The statutory exclusion of Nassau and Suffolk Counties' tidewaters from the regulatory provisions of the Navigation Law dates at least from 1941 when the section exempted waters "connected by navigable channels with tidewater". (L 1941, ch 941, § 2.) This section has been amended several times since its enactment and on each occasion the Legislature has, in its wisdom, continued to recognize the need for this special exception. (L 1956, ch 596; L 1958, ch 170; L 1959, ch 840; L 1965, ch 168.) Section 104 Nav. of the Navigation Law was added to the Navigation Law in 1971 (L 1971, ch 1108) and amended in 1974 (L 1974, ch 428, § 1). If the Legislature had intended to override the special exception as provided for in subdivision 4 of section 2, the Legislature could and should have so provided when they passed the enactment and amendment. If the Legislature, in fact, through some error or oversight intended but failed to override the express exception of subdivision 4 of section 2, then only the Legislature can correct its own mistake. It is not within the province of this court to change the plain language of a statute to make it conform to a supposed intent. (McCluskey v Cromwell, 11 N.Y. 593; People ex rel. Schali v Deyo, 181 N.Y. 425.)

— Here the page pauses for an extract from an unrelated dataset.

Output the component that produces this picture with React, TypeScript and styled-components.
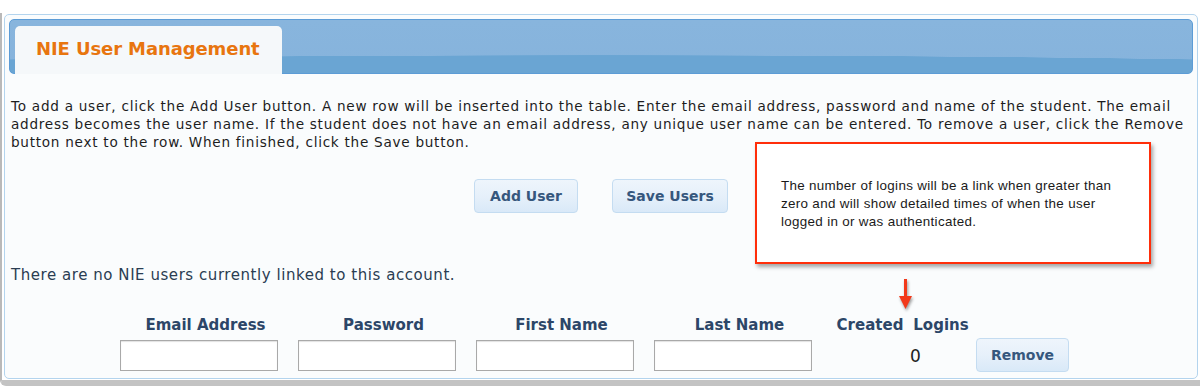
import React from "react";
import styled, { createGlobalStyle } from "styled-components";

const GlobalStyle = createGlobalStyle`
  html, body {
    margin: 0;
    padding: 0;
    background: #ffffff;
    font-family: "DejaVu Sans", Verdana, sans-serif;
  }
`;

const Screen = styled.div`
  width: 1200px;
  height: 386px;
  padding-top: 13px;
  box-sizing: border-box;
  overflow: hidden;
`;

const Frame = styled.div`
  height: 373px;
  box-sizing: border-box;
  border-left: 2px solid #b9b9b9;
  border-bottom: 6px solid #c3c3c3;
  border-bottom-left-radius: 6px;
  padding: 1px 2px 1px 2px;
`;

const Panel = styled.div`
  position: relative;
  height: 100%;
  box-sizing: border-box;
  border: 1px solid #b3d4ee;
  border-radius: 5px;
  background: #fafcfd;
  padding: 4px 4px 0 4px;
`;

const HeaderBar = styled.div`
  height: 55px;
  box-sizing: border-box;
  border: 1px solid #5c9cd6;
  border-radius: 5px;
  background:
    radial-gradient(ellipse 140% 60% at 50% 100%, #6aa5d3 55%, transparent 56%),
    linear-gradient(#88b5dd, #86b3dc);
  display: flex;
  align-items: flex-end;
  padding-left: 5px;
`;

const Tab = styled.div`
  width: 267px;
  height: 48px;
  margin-bottom: -1px;
  box-sizing: border-box;
  background: #f5f8fa;
  border-radius: 5px 5px 0 0;
  padding: 12px 0 0 21px;
  color: #e8750f;
  font-weight: bold;
  font-size: 18px;
  letter-spacing: -0.1px;
`;

const Intro = styled.p`
  margin: 23px 0 0 2px;
  font-size: 13.6px;
  line-height: 18px;
  letter-spacing: 0.73px;
  color: #1d1d1d;
  white-space: nowrap;
`;

const ButtonRow = styled.div`
  display: flex;
  justify-content: center;
  gap: 34px;
  margin-top: 28px;
`;

const SoftButton = styled.button<{ $w: number }>`
  width: ${(p) => p.$w}px;
  height: 34px;
  border: 1px solid #c4dcf1;
  border-radius: 4px;
  background: linear-gradient(#eef5fc 0%, #e6f0fa 50%, #d9e9f8 100%);
  color: #36577d;
  font-family: "DejaVu Sans", Verdana, sans-serif;
  font-weight: bold;
  font-size: 14px;
  padding: 0;
`;

const Message = styled.p`
  margin: 53px 0 0 2px;
  font-size: 15px;
  line-height: 19px;
  letter-spacing: 0.55px;
  color: #2a3d52;
`;

const UserTable = styled.div`
  display: grid;
  grid-template-columns: repeat(4, 178px) 76px 66px 100px;
  margin: 31px 0 0 111px;
  align-items: center;
`;

const HeadCell = styled.div<{ $shift?: number }>`
  font-weight: bold;
  font-size: 15px;
  color: #2c4668;
  text-align: center;
  padding-right: ${(p) => p.$shift ?? 0}px;
  height: 22px;
  white-space: nowrap;
`;

const FieldCell = styled.div`
  padding-top: 1px;
`;

const Field = styled.input`
  width: 158px;
  height: 31px;
  box-sizing: border-box;
  border: 1px solid #a9a9a9;
  box-shadow: inset 0 1px 1px rgba(0, 0, 0, 0.12);
  background: #fff;
`;

const Count = styled.div`
  padding: 1px 0 0 2px;
  font-size: 17px;
  color: #222;
`;

const RemoveCell = styled.div`
  padding-left: 2px;
`;

const Callout = styled.div`
  position: absolute;
  left: 750px;
  top: 127px;
  width: 396px;
  height: 122px;
  box-sizing: border-box;
  border: 2px solid #ff2e0a;
  background: #fff;
  box-shadow: 2px 3px 4px rgba(0, 0, 0, 0.35);
  padding: 33px 10px 0 24px;
  font-family: "Liberation Sans", Arial, sans-serif;
  font-size: 13.4px;
  line-height: 18px;
  letter-spacing: 0.32px;
  color: #1a1a1a;
  white-space: nowrap;
`;

const Pointer = styled.svg`
  position: absolute;
  left: 891px;
  top: 264px;
  filter: drop-shadow(1px 2px 1.5px rgba(0, 0, 0, 0.4));
`;

const columns = ["Email Address", "Password", "First Name", "Last Name"];

function App() {
  return (
    <>
      <GlobalStyle />
      <Screen>
        <Frame>
          <Panel>
            <HeaderBar>
              <Tab>NIE User Management</Tab>
            </HeaderBar>
            <Intro>
              To add a user, click the Add User button. A new row will be inserted into the table. Enter
              the email address, password and name of the student. The email
              <br />
              address becomes the user name. If the student does not have an email address, any unique
              user name can be entered. To remove a user, click the Remove
              <br />
              button next to the row. When finished, click the Save button.
            </Intro>
            <ButtonRow>
              <SoftButton $w={104}>Add User</SoftButton>
              <SoftButton $w={116}>Save Users</SoftButton>
            </ButtonRow>
            <Message>There are no NIE users currently linked to this account.</Message>
            <UserTable>
              {columns.map((c) => (
                <HeadCell key={c} $shift={7}>
                  {c}
                </HeadCell>
              ))}
              <HeadCell>Created</HeadCell>
              <HeadCell>Logins</HeadCell>
              <div />
              {columns.map((c) => (
                <FieldCell key={c}>
                  <Field type="text" />
                </FieldCell>
              ))}
              <div />
              <Count>0</Count>
              <RemoveCell>
                <SoftButton $w={93}>Remove</SoftButton>
              </RemoveCell>
            </UserTable>
            <Callout>
              The number of logins will be a link when greater than
              <br />
              zero and will show detailed times of when the user
              <br />
              logged in or was authenticated.
            </Callout>
            <Pointer width="20" height="32" viewBox="0 0 20 32">
              <rect x="8" y="0" width="3" height="19" fill="#f2391a" />
              <polygon points="3,17 16,17 9.5,30" fill="#f2391a" />
            </Pointer>
          </Panel>
        </Frame>
      </Screen>
    </>
  );
}

export default App;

In light of the enduring exception and the continued recognition of the exclusion by the courts of this State, this court must find that section 104 Nav. of the Navigation Law has no application to the tidewaters bordering on and lying within Suffolk County. This court lacks subject matter jurisdiction over the offense and therefore the motion to dismiss the information must be granted.